The boundary of universality, then, is the boundary of the model. Inside the model, everything follows from definitions. Outside the model — in the act of choosing which definitions to work with — judgment is irreducible.

What this means in practice

If you are facing a mathematical problem and you don’t know what to do:

Identify the objects. What are you working with? What are their definitions?
Extract the operations. What do the definitions permit? What can you actually do with these objects?
Check the types. Are you applying operations to the right kinds of objects?
Recognize the structure. What properties do the objects have? What constraints do those properties impose?
Try a different representation. If the structure isn’t visible, the same objects in a different form may reveal it.
Look for invariants. What doesn’t change under the allowed operations?
Work backward. What form must the answer take?
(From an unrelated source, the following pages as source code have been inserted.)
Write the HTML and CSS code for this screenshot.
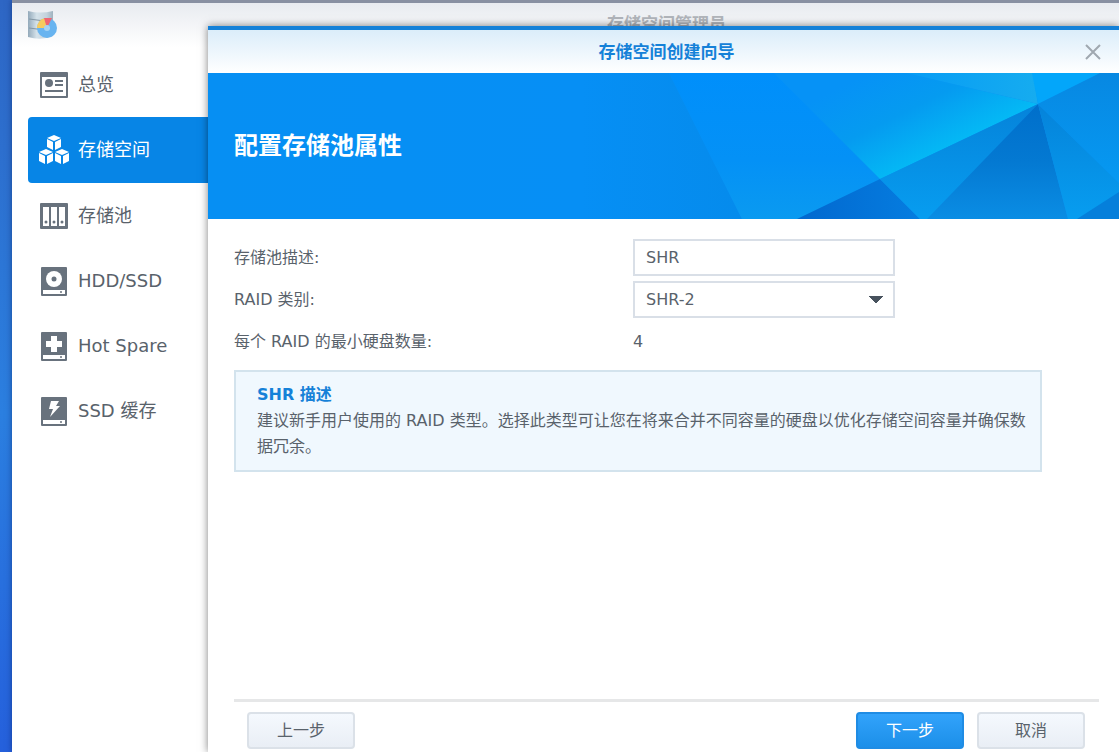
FILE: index.html
```html
<!DOCTYPE html>
<html lang="zh-CN">
<head>
    <meta charset="UTF-8">
    <meta name="viewport" content="width=device-width, initial-scale=1.0">
    <title>存储空间管理员</title>
    <link rel="stylesheet" href="styles.css">
</head>
<body>
    <div class="desktop">
        <div class="window">
            <header class="window-header">
                <svg class="app-icon" width="32" height="30" viewBox="0 0 32 30">
                    <defs>
                        <linearGradient id="disk" x1="0" x2="1" y1="0" y2="0">
                            <stop offset="0" stop-color="#93a9ba"/>
                            <stop offset="0.35" stop-color="#d5e2ea"/>
                            <stop offset="0.75" stop-color="#c3d2dc"/>
                            <stop offset="1" stop-color="#9fb2bf"/>
                        </linearGradient>
                    </defs>
                    <path d="M1 1q12 3 25 0v25q-12 5-25 1z" fill="url(#disk)"/>
                    <path d="M2 9q12 3 23 0M2 18q12 3 23 0" fill="none" stroke="#8497a5" stroke-width="1"/>
                    <circle cx="20" cy="18" r="10" fill="#68b4f0"/>
                    <path d="M20 18H10a10 10 0 0 1 8-10z" fill="#f6cb5e"/>
                    <path d="M20 18L17 8h8z" fill="#ee6573"/>
                    <circle cx="20" cy="18" r="3" fill="#a5d3f4"/>
                </svg>
                <h1 class="window-title">存储空间管理员</h1>
            </header>

            <nav class="sidebar">
                <a class="nav-item" href="#overview">
                    <svg class="nav-icon" viewBox="0 0 30 30">
                        <path fill-rule="evenodd" d="M2 2h26q1 0 1 1v24q0 1-1 1H2q-1 0-1-1V3q0-1 1-1zm1 5v19h24V7z"/>
                        <circle cx="10" cy="13" r="4"/>
                        <path d="M16 10h8v2h-8zM16 14h8v2h-8zM6 20h18v2H6z"/>
                    </svg>
                    <span>总览</span>
                </a>
                <a class="nav-item active" href="#volume">
                    <svg class="nav-icon" viewBox="0 0 30 30">
                        <g id="cube">
                            <path d="M15 0l7 3-7 3-7-3z"/>
                            <path d="M8 4l6 3v8l-6-3z"/>
                            <path d="M22 4l-6 3v8l6-3z"/>
                        </g>
                        <use href="#cube" x="-8" y="14"/>
                        <use href="#cube" x="8" y="14"/>
                    </svg>
                    <span>存储空间</span>
                </a>
                <a class="nav-item" href="#pool">
                    <svg class="nav-icon" viewBox="0 0 30 30">
                        <path fill-rule="evenodd" d="M2 2h26q1 0 1 1v24q0 1-1 1H2q-1 0-1-1V3q0-1 1-1zM4 6v19h6V6zM12 6v19h6V6zM20 6v19h6V6z"/>
                        <circle cx="7" cy="21" r="1.5"/>
                        <circle cx="15" cy="21" r="1.5"/>
                        <circle cx="23" cy="21" r="1.5"/>
                    </svg>
                    <span>存储池</span>
                </a>
                <a class="nav-item" href="#disk-list">
                    <svg class="nav-icon" viewBox="0 0 30 30">
                        <path fill-rule="evenodd" d="M3 1h24q1 0 1 1v27q0 1-1 1H3q-1 0-1-1V2q0-1 1-1zM4 24v4h22v-4z"/>
                        <path class="cutout" d="M15 5a8 8 0 1 1 0 16a8 8 0 1 1 0-16z"/>
                        <circle cx="15" cy="13" r="2.5"/>
                        <circle cx="22" cy="26" r="1"/>
                    </svg>
                    <span>HDD/SSD</span>
                </a>
                <a class="nav-item" href="#hot-spare">
                    <svg class="nav-icon" viewBox="0 0 30 30">
                        <path fill-rule="evenodd" d="M3 1h24q1 0 1 1v27q0 1-1 1H3q-1 0-1-1V2q0-1 1-1zM4 24v4h22v-4z"/>
                        <path class="cutout" d="M12 5h6v5h5v6h-5v5h-6v-5H7v-6h5z"/>
                        <circle cx="22" cy="26" r="1"/>
                    </svg>
                    <span>Hot Spare</span>
                </a>
                <a class="nav-item" href="#ssd-cache">
                    <svg class="nav-icon" viewBox="0 0 30 30">
                        <path fill-rule="evenodd" d="M3 1h24q1 0 1 1v27q0 1-1 1H3q-1 0-1-1V2q0-1 1-1zM4 24v4h22v-4z"/>
                        <path class="cutout" d="M12 5h8l-3 5h4L11 21l3-8h-4z"/>
                        <circle cx="22" cy="26" r="1"/>
                    </svg>
                    <span>SSD 缓存</span>
                </a>
            </nav>
        </div>

        <form class="dialog" role="dialog" aria-labelledby="dialogTitle">
            <header class="dialog-header">
                <h2 class="dialog-title" id="dialogTitle">存储空间创建向导</h2>
                <button type="button" class="close-btn" aria-label="关闭">
                    <svg width="16" height="16" viewBox="0 0 16 16"><path d="M1 1l14 14M15 1L1 15" fill="none" stroke="#a0a8b0" stroke-width="2"/></svg>
                </button>
            </header>

            <div class="banner">
                <svg class="banner-art" viewBox="0 0 911 146" preserveAspectRatio="xMaxYMid slice" aria-hidden="true">
                    <defs>
                        <linearGradient id="left" x1="0" x2="1" y1="0" y2="0">
                            <stop offset="0" stop-color="#068ff3"/>
                            <stop offset="0.7" stop-color="#068ff5"/>
                            <stop offset="1" stop-color="#058bec"/>
                        </linearGradient>
                        <linearGradient id="middle" x1="0" x2="0" y1="0" y2="1">
                            <stop offset="0" stop-color="#008ffb"/>
                            <stop offset="0.6" stop-color="#0491f6"/>
                            <stop offset="1" stop-color="#0a9af0"/>
                        </linearGradient>
                        <linearGradient id="glow" gradientUnits="userSpaceOnUse" x1="700" y1="-20" x2="746" y2="72">
                            <stop offset="0" stop-color="#0692f6"/>
                            <stop offset="0.5" stop-color="#059bf0"/>
                            <stop offset="1" stop-color="#04b9f5"/>
                        </linearGradient>
                        <linearGradient id="top" x1="0" x2="1" y1="0" y2="0">
                            <stop offset="0" stop-color="#079cf5"/>
                            <stop offset="1" stop-color="#16acef"/>
                        </linearGradient>
                        <linearGradient id="low" x1="0" x2="1" y1="0" y2="0">
                            <stop offset="0" stop-color="#0268cf"/>
                            <stop offset="1" stop-color="#057de0"/>
                        </linearGradient>
                        <linearGradient id="wing" x1="0" x2="0" y1="0" y2="1">
                            <stop offset="0" stop-color="#0583da"/>
                            <stop offset="1" stop-color="#079df0"/>
                        </linearGradient>
                        <linearGradient id="dark" x1="0" x2="0" y1="0" y2="1">
                            <stop offset="0" stop-color="#006fcb"/>
                            <stop offset="0.5" stop-color="#0479d2"/>
                            <stop offset="1" stop-color="#0a8de4"/>
                        </linearGradient>
                        <linearGradient id="right" x1="0" x2="0" y1="0" y2="1">
                            <stop offset="0" stop-color="#0788e2"/>
                            <stop offset="1" stop-color="#0699f2"/>
                        </linearGradient>
                    </defs>
                    <path d="M0 0H461L534 146H0z" fill="url(#left)"/>
                    <path d="M461 0H567L672 106L712 146H534z" fill="url(#middle)"/>
                    <path d="M566 0H698L830 31L672 106z" fill="url(#glow)"/>
                    <path d="M698 0H825L830 31z" fill="url(#top)"/>
                    <path d="M824 0H893L830 31z" fill="#03a6fa"/>
                    <path d="M589 146L672 106L712 146z" fill="url(#low)"/>
                    <path d="M672 106L830 31L720 146H712z" fill="url(#wing)"/>
                    <path d="M830 31L860 146H719z" fill="url(#dark)"/>
                    <path d="M830 31L911 110V146H860z" fill="url(#wing)"/>
                    <path d="M892 0H911V110L830 31z" fill="url(#right)"/>
                    <path d="M869 146L911 119V146z" fill="#057fdb"/>
                </svg>
                <h3 class="banner-title">配置存储池属性</h3>
            </div>

            <div class="dialog-body">
                <div class="form-row">
                    <label for="poolDesc">存储池描述:</label>
                    <input type="text" class="field" id="poolDesc" name="poolDesc" value="SHR">
                </div>
                <div class="form-row">
                    <label for="raidType">RAID 类别:</label>
                    <select class="field" id="raidType" name="raidType">
                        <option>SHR-2</option>
                    </select>
                </div>
                <div class="form-row">
                    <span>每个 RAID 的最小硬盘数量:</span>
                    <span>4</span>
                </div>

                <div class="note">
                    <strong class="note-title">SHR 描述</strong>
                    <p>建议新手用户使用的 RAID 类型。选择此类型可让您在将来合并不同容量的硬盘以优化存储空间容量并确保数据冗余。</p>
                </div>
            </div>

            <footer class="dialog-footer">
                <button type="button" class="btn">上一步</button>
                <span class="spacer"></span>
                <button type="submit" class="btn btn-primary">下一步</button>
                <button type="button" class="btn">取消</button>
            </footer>
        </form>
    </div>
</body>
</html>
```

FILE: styles.css
```css
* {
    box-sizing: border-box;
}
body {
    margin: 0;
    font-family: "DejaVu Sans", "Noto Sans CJK SC", sans-serif;
    font-size: 16px;
    color: #59626b;
}
h1, h2, h3, p {
    margin: 0;
}
button, input, select {
    font: inherit;
    color: inherit;
}
.desktop {
    position: relative;
    display: flex;
    min-height: 100vh;
    padding-left: 12px;
    overflow: hidden;
    background: linear-gradient(#2e66c4, #2b7fe0 55%, #2560dc);
}

/* main window */
.window {
    flex: 1;
    border-top: 3px solid #8890a2;
    background: linear-gradient(#e8ebf0, #fff 44px);
    box-shadow: 0 0 6px rgba(0, 20, 80, 0.5);
}
.window-header {
    display: flex;
    align-items: flex-start;
    height: 49px;
    padding: 7px 15px;
}
.window-title {
    flex: 1;
    padding-left: 170px;
    font-size: 17px;
    line-height: 28px;
    text-align: center;
    color: #b0b4ba;
}
.sidebar {
    display: flex;
    flex-direction: column;
    width: 196px;
    padding-left: 16px;
}
.nav-item {
    display: flex;
    align-items: center;
    gap: 9px;
    height: 65px;
    padding-left: 11px;
    font-size: 18px;
    line-height: 24px;
    color: #59626b;
    text-decoration: none;
}
.nav-icon {
    width: 30px;
    height: 30px;
    fill: #68727d;
}
.cutout {
    fill: #fff;
}
.nav-item.active {
    height: 66px;
    border-radius: 4px 0 0 4px;
    background: #0785e6;
    color: #fff;
}
.nav-item.active .nav-icon {
    fill: #fff;
}

/* wizard */
.dialog {
    position: absolute;
    top: 26px;
    right: 0;
    bottom: 0;
    left: 208px;
    display: flex;
    flex-direction: column;
    border-top: 4px solid #1581d8;
    background: #fff;
    box-shadow: 0 0 8px rgba(0, 0, 0, 0.5);
}
.dialog-header {
    display: flex;
    align-items: center;
    height: 43px;
    padding: 0 16px 0 42px;
    background: linear-gradient(#dbedfa, #fff);
}
.dialog-title {
    flex: 1;
    font-size: 17px;
    line-height: 20px;
    text-align: center;
    color: #1581d8;
}
.close-btn {
    display: flex;
    padding: 2px;
    border: none;
    background: none;
    cursor: pointer;
}
.banner {
    display: grid;
    align-items: center;
    height: 146px;
    background: #068ff3;
}
.banner-art, .banner-title {
    grid-area: 1 / 1;
}
.banner-art {
    width: 100%;
    height: 146px;
}
.banner-title {
    z-index: 1;
    padding-left: 26px;
    font-size: 24px;
    line-height: 32px;
    color: #fff;
}
.dialog-body {
    flex: 1;
    display: flex;
    flex-direction: column;
    gap: 5px;
    padding: 20px 77px 20px 26px;
}
.form-row {
    display: grid;
    grid-template-columns: 399px 262px;
    align-items: center;
    min-height: 37px;
    line-height: 20px;
}
.field {
    width: 100%;
    height: 37px;
    padding: 0 11px;
    border: 2px solid #d9dfe7;
    border-radius: 0;
    background: #fff;
    outline: none;
}
select.field {
    appearance: none;
    background: linear-gradient(to bottom right, #47525d 50%, transparent 50%) right 10px center / 7px 8px no-repeat,
                linear-gradient(to bottom left, #47525d 50%, transparent 50%) right 17px center / 7px 8px no-repeat, #fff;
}
.note {
    margin-top: 5px;
    padding: 10px 12px 10px 21px;
    border: 2px solid #d3e3ed;
    background: #f0f8fe;
    line-height: 26px;
}
.note-title {
    color: #1581d8;
}
.dialog-footer {
    display: flex;
    gap: 13px;
    margin: 0 20px 0 26px;
    padding: 10px 14px 3px 13px;
    border-top: 3px solid #e6e7e8;
}
.spacer {
    flex: 1;
}
.btn {
    width: 108px;
    height: 37px;
    padding: 0;
    border: 2px solid #dbe1e8;
    border-radius: 4px;
    background: linear-gradient(#f5f9fe, #e9eef5);
    line-height: 20px;
    cursor: pointer;
}
.btn-primary {
    border-color: #1f8ce4;
    background: linear-gradient(#32a3fb, #1c8fe9);
    color: #fff;
}
```
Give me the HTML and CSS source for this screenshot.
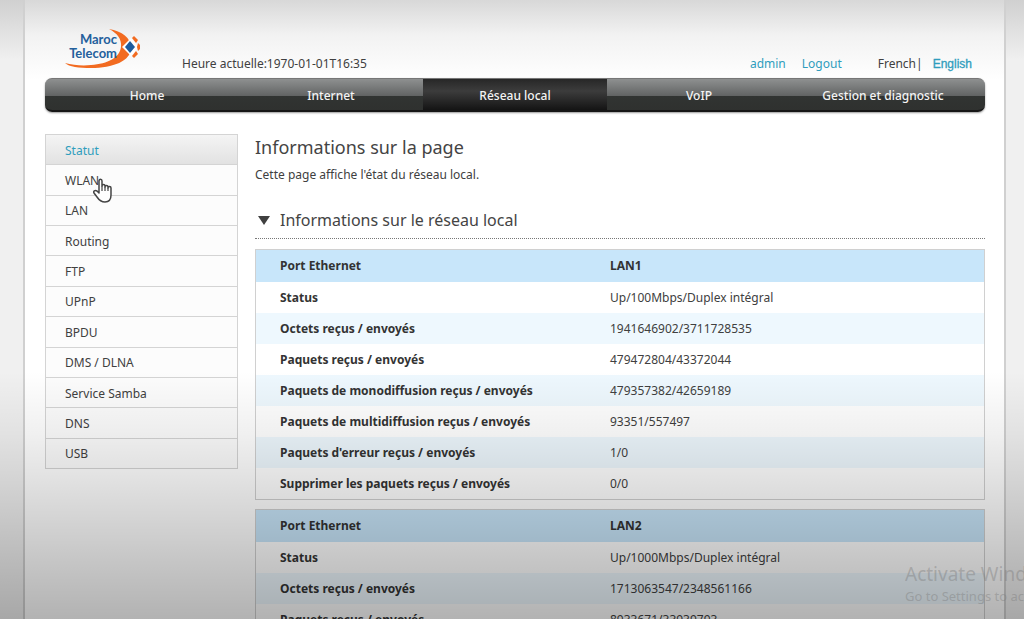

What operations produce that form?
Transform. Can you convert this problem into an equivalent one that’s easier?

None of these depend on having seen a similar problem before. Each is triggered by a structural feature of the problem that you can identify from the definitions alone. They will not always lead to a solution — some problems are genuinely hard, and execution requires skill and experience. But they will always give you something to do, and what they give you to do will be valid.

That is the difference between a universal principle and a heuristic. The heuristic says: try this, it might work. The universal principle says: this operation is valid here, and I can tell you why.